Data Science: Don’t build a crawler (if you can avoid it!)
Mark Needham explains how he was able to build data sets for personal use when open data isn’t available using Neo4j!
On Tuesday I spoke at the Data Science London meetup about football data and I started out by covering some lessons I’ve learnt about building data sets for personal use when open data isn’t available.
When that’s the case you often end up scraping HTML pages to extract the data that you’re interested in and then storing that in files or in a database if you want to be more fancy.
Ideally we want to spend our time playing with the data rather than gathering it so we we want to keep this stage to a minimum which we can do by following these rules.
Don’t build a crawler
One of the most tempting things to do is build a crawler which starts on the home page and then follows some/all the links it comes across, downloading those pages as it goes.

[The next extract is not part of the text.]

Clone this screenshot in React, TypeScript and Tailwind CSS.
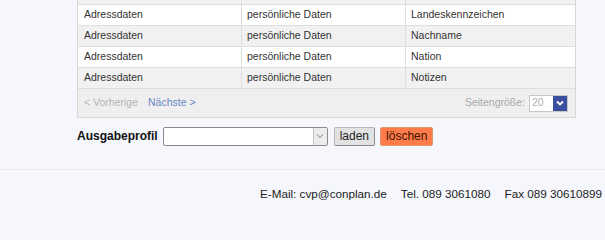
const rows = ["Landeskennzeichen", "Nachname", "Nation", "Notizen"];

function Row({ label, odd }: { label: string; odd: boolean }) {
  return (
    <div
      className={`grid grid-cols-[164px_164px_1fr] h-[21px] border-b border-[#dedede] ${
        odd ? "bg-white" : "bg-[#f1f1f1]"
      }`}
    >
      <div className="flex items-center pl-[6px] border-r border-[#dedede]">Adressdaten</div>
      <div className="flex items-center pl-[5px] border-r border-[#dedede]">persönliche Daten</div>
      <div className="flex items-center pl-[5px]">{label}</div>
    </div>
  );
}

export default function App() {
  return (
    <div className="w-[605px] h-[240px] bg-[#f5f7fc] overflow-hidden font-['Liberation_Sans',Arial,sans-serif]">
      <div className="ml-[77px] w-[499px] border-x border-b border-[#d6d6d6] bg-[#efefef] text-[10.5px] text-[#333]">
        <div className="grid grid-cols-[164px_164px_1fr] h-[5px] bg-[#f1f1f1] border-b border-[#dedede]">
          <div className="border-r border-[#dedede]" />
          <div className="border-r border-[#dedede]" />
          <div />
        </div>
        {rows.map((r, i) => (
          <Row key={r} label={r} odd={i % 2 === 0} />
        ))}
        <div className="flex items-center justify-between h-[28px] pl-[6px] pr-[7px]">
          <div className="flex gap-[10px]">
            <span className="text-[#b4b4b4]">&lt; Vorherige</span>
            <span className="text-[#6686c6]">Nächste &gt;</span>
          </div>
          <div className="flex items-center gap-[4px]">
            <span className="text-[#a9a9a9]">Seitengröße:</span>
            <div className="flex items-center h-[17px] w-[39px] border border-[#c8c8c8] bg-white">
              <span className="flex-1 pl-[2px] text-[#b0b0b0]">20</span>
              <span className="flex items-center justify-center w-[14px] h-[15px] bg-[#3c4ea0]">
                <svg width="8" height="6" viewBox="0 0 8 6">
                  <path d="M1 1.5 L4 4.5 L7 1.5" stroke="white" strokeWidth="1.8" fill="none" />
                </svg>
              </span>
            </div>
          </div>
        </div>
      </div>

      <div className="flex items-center ml-[77px] mt-[8px] h-[20px] text-[12px]">
        <span className="font-bold text-[#111] mr-[5px]">Ausgabeprofil</span>
        <div className="flex items-center w-[165px] h-[19px] border border-[#8a8a8a] bg-white rounded-[2px]">
          <div className="flex-1" />
          <span className="flex items-center justify-center w-[14px] h-[17px] bg-[#ececec] border-l border-[#c4c4c4]">
            <svg width="8" height="6" viewBox="0 0 8 6">
              <path d="M1 1.5 L4 4.5 L7 1.5" stroke="#777" strokeWidth="1" fill="none" />
            </svg>
          </span>
        </div>
        <button className="ml-[6px] h-[19px] px-[5px] bg-[#e2e2e2] border border-[#b8b8b8] border-r-[#8a8a8a] border-b-[#8a8a8a] rounded-[2px] text-[12px] text-[#222] leading-none">
          laden
        </button>
        <button className="ml-[5px] h-[19px] px-[5px] bg-[#ff7c4a] border border-[#e4946e] rounded-[2px] text-[12px] text-[#3a1200] leading-none">
          löschen
        </button>
      </div>

      <div className="mt-[23px] border-t border-[#e8eaf0]" />
      <div className="flex justify-end gap-[14px] pr-[3px] mt-[15px] text-[11.7px] text-[#222]">
        <span>E-Mail: cvp@conplan.de</span>
        <span>Tel. 089 3061080</span>
        <span>Fax 089 30610899</span>
      </div>
    </div>
  );
}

This is incredibly time consuming and yet this was the approach I took when scraping an internal staffing application to model ThoughtWorks consultants/projects in neo4j about 18 months ago.
Ashok wanted to get the same data a few months later and instead of building a crawler, spent a bit of time understanding the URI structure of the pages he wanted and then built up a list of pages to download.
It took him in the order of minutes to build a script that would get the data whereas I spent many hours using the crawler based approach.
If there is no discernible URI structure or if you want to get every single page then the crawler approach might make sense but I try to avoid it as a first port of call.
Download the files
The second thing I learnt is that running Web Driver or nokogiri or enlive against live web pages and then only storing the parts of the page we’re interested in is sub optimal.
We pay the network cost every time we run the script and at the beginning of a data gathering exercise we won’t know exactly what data we need so we’re bound to have to run it multiple times until we get it right.
It’s much quicker to download the files to disk and work on them locally.